Tentang aktivitas sehari-hari, dikeluarkan 8 September 1941, terdiri dari lima bagian:
"Orang Thai harus membagi waktunya menjadi tiga bagian. Satu untuk bekerja, satu untuk kegiatan pribadi, dan satu lagi untuk beristirahat dan tidur. Ketiganya harus diatur dan dijadwalkan sampai terbiasa dengan sendirinya."
"Orang Thai harus menjalankan kegiatan pribadi sehari-harinya sebagai berikut:
"Makan pada jam yang ditentukan, sebanyak-banyaknya empat kali sehari;
"Tidur kurang lebih 6-8 jam."
"Orang Thai harus melakukan pekerjaan sepenuh hati tanpa dipaksa atau mengeluh. Istirahat dan makan siang tidak boleh melebihi satu jam. Pada akhir hari kerja, berolahragalah sedikitnya satu jam atau lakukan kegiatan lain seperti berkebun, merawat hewan peliharaan, atau menanam pohon. Setelah itu, mandi dan makan malam.
"Orang Thai harus memanfaatkan waktu luangnya di malam hari untuk menyelesaikan pekerjaan yang perlu, bercengkerama dengan keluarga dan teman, mencari ilmu dengan mendengar radio atau membaca, atau hiburan atau kesenian lain, apabila memungkinkan."

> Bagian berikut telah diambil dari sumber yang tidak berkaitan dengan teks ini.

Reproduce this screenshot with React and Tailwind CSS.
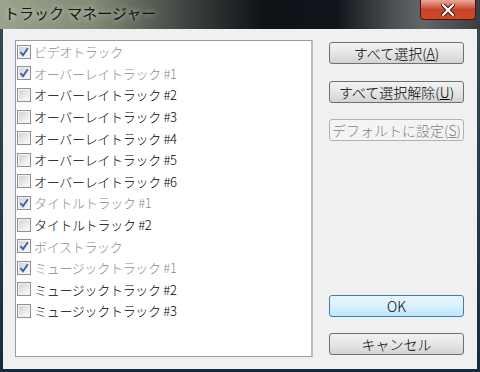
import React from "react";

const tracks = [
  { label: "ビデオトラック", checked: true },
  { label: "オーバーレイトラック #1", checked: true },
  { label: "オーバーレイトラック #2", checked: false },
  { label: "オーバーレイトラック #3", checked: false },
  { label: "オーバーレイトラック #4", checked: false },
  { label: "オーバーレイトラック #5", checked: false },
  { label: "オーバーレイトラック #6", checked: false },
  { label: "タイトルトラック #1", checked: true },
  { label: "タイトルトラック #2", checked: false },
  { label: "ボイストラック", checked: true },
  { label: "ミュージックトラック #1", checked: true },
  { label: "ミュージックトラック #2", checked: false },
  { label: "ミュージックトラック #3", checked: false },
];

const font = { fontFamily: '"Noto Sans CJK JP", "Noto Sans", sans-serif' };

function CheckBox({ checked }) {
  return (
    <span className="w-[14px] h-[14px] shrink-0 border border-[#8f8f8f] bg-white flex items-center justify-center">
      <span className="w-[12px] h-[12px] border border-[#f4f4f4] bg-gradient-to-br from-[#d3d3d3] to-[#fbfbfb] flex items-center justify-center">
        {checked && (
          <svg width="10" height="10" viewBox="0 0 10 10">
            <path d="M1.5 5.2 L4 8.2 L8.8 1.3" fill="none" stroke="#3f5cb0" strokeWidth="1.9" />
          </svg>
        )}
      </span>
    </span>
  );
}

function Button({ children, disabled, primary, className = "" }) {
  let cls =
    "w-[135px] h-[22px] rounded-[3px] border flex items-center justify-center text-[14px] font-light leading-none ";
  if (primary) cls += "border-[#3c7fb1] bg-gradient-to-b from-[#eaf6fd] via-[#d9f0fc] to-[#bee6fd] text-black";
  else if (disabled) cls += "border-[#adb2b5] bg-[#f4f4f4] text-[#838383]";
  else cls += "border-[#707070] bg-gradient-to-b from-[#f2f2f2] via-[#e6e6e6] to-[#d3d3d3] text-black";
  return <div className={cls + " " + className}>{children}</div>;
}

export default function App() {
  return (
    <div className="w-[480px] h-[372px] overflow-hidden flex flex-col bg-gradient-to-b from-[#3a4a50] to-[#1a2a3a]" style={font}>
      <div className="h-[29px] shrink-0 flex items-start bg-[linear-gradient(90deg,#9aa38c_0%,#7f8a74_20%,#39403d_40%,#0d1217_55%,#10151b_70%,#4b5054_82%,#62666a_88%,#3a3e42_100%)]">
        <div className="pl-[4px] pt-[3px] text-[15px] font-normal leading-[20px] text-[#141414] [text-shadow:0_0_6px_rgba(255,255,255,0.8)]">
          トラック マネージャー
        </div>
        <div className="ml-auto mr-[4px] w-[56px] h-[20px] rounded-b-[4px] border border-t-0 border-[#4a1510] bg-gradient-to-b from-[#e9a99b] via-[#c8432c] to-[#d2481f] flex items-center justify-center">
          <svg width="14" height="12" viewBox="0 0 14 12">
            <path d="M2 1 L12 11 M12 1 L2 11" stroke="#3a0a05" strokeWidth="4" strokeLinecap="round" />
            <path d="M2 1 L12 11 M12 1 L2 11" stroke="#ffffff" strokeWidth="2.4" strokeLinecap="round" />
          </svg>
        </div>
      </div>
      <div className="flex-1 flex px-[3px] pb-[3px]">
        <div className="flex-1 bg-[#f0f0f0] flex pl-[12px] pt-[11px]">
          <div className="w-[298px] h-[317px] bg-white border border-[#9a9aae] border-r-[2px] border-r-[#bcbcc4]">
            {tracks.map((t) => (
              <div key={t.label} className="h-[21.6px] flex items-center pl-[1px] gap-[3px]">
                <CheckBox checked={t.checked} />
                <span className={"text-[13px] font-light leading-none whitespace-nowrap tracking-[-0.3px] " + (t.checked ? "text-[#8d8d8d]" : "text-black")}>
                  {t.label}
                </span>
              </div>
            ))}
          </div>
          <div className="ml-[16px] pt-[2px] flex flex-col">
            <Button>
              すべて選択(<span className="underline">A</span>)
            </Button>
            <Button className="mt-[17px]">
              すべて選択解除(<span className="underline">U</span>)
            </Button>
            <Button disabled className="mt-[16px]">
              デフォルトに設定(<span className="underline">S</span>)
            </Button>
            <Button primary className="mt-[154px]">
              OK
            </Button>
            <Button className="mt-[16px]">キャンセル</Button>
          </div>
        </div>
      </div>
    </div>
  );
}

"Orang Thai harus memanfaatkan hari libur untuk menyehatkan jiwa dan raga dengan berpartisipasi dalam kegiatan keagamaan, mendengar kotbah, berbuat kebajikan, mencari ilmu, jalan-jalan, berolahraga, atau beristirahat."[14]
Mandat terakhir, Tentang melindungi anak-anak, lanjut usia, dan orang cacat, dikeluarkan 28 Januari 1942, terdiri dari dua bagian:
"Di tempat umum atau jalan raya, masyarakat harus membantu dan melindungi anak-anak, lanjut usia, atau orang cacat."
"Barangsiapa yang mematuhi bagian 1 dianggap sebagai orang beradab yang patut dihormati oleh bangsa Thai."[15]
Pada tahun 2018, pemerintah Thailand mengadakan kampanye bernama Thai Niyom (Thai-isme) (bahasa Thai:ไทยนิยม; RTGS: thai niyom) untuk mempertegas eksepsionalisme Thailand. Mandat ini terdiri dari "12 Nilai Inti", mirip mandat kebudayaan Thailand sebelumnya. Sejumlah akademisi mengkritik kampanye ini karena berfungsi sebagai "propaganda pemerintah semata".[16]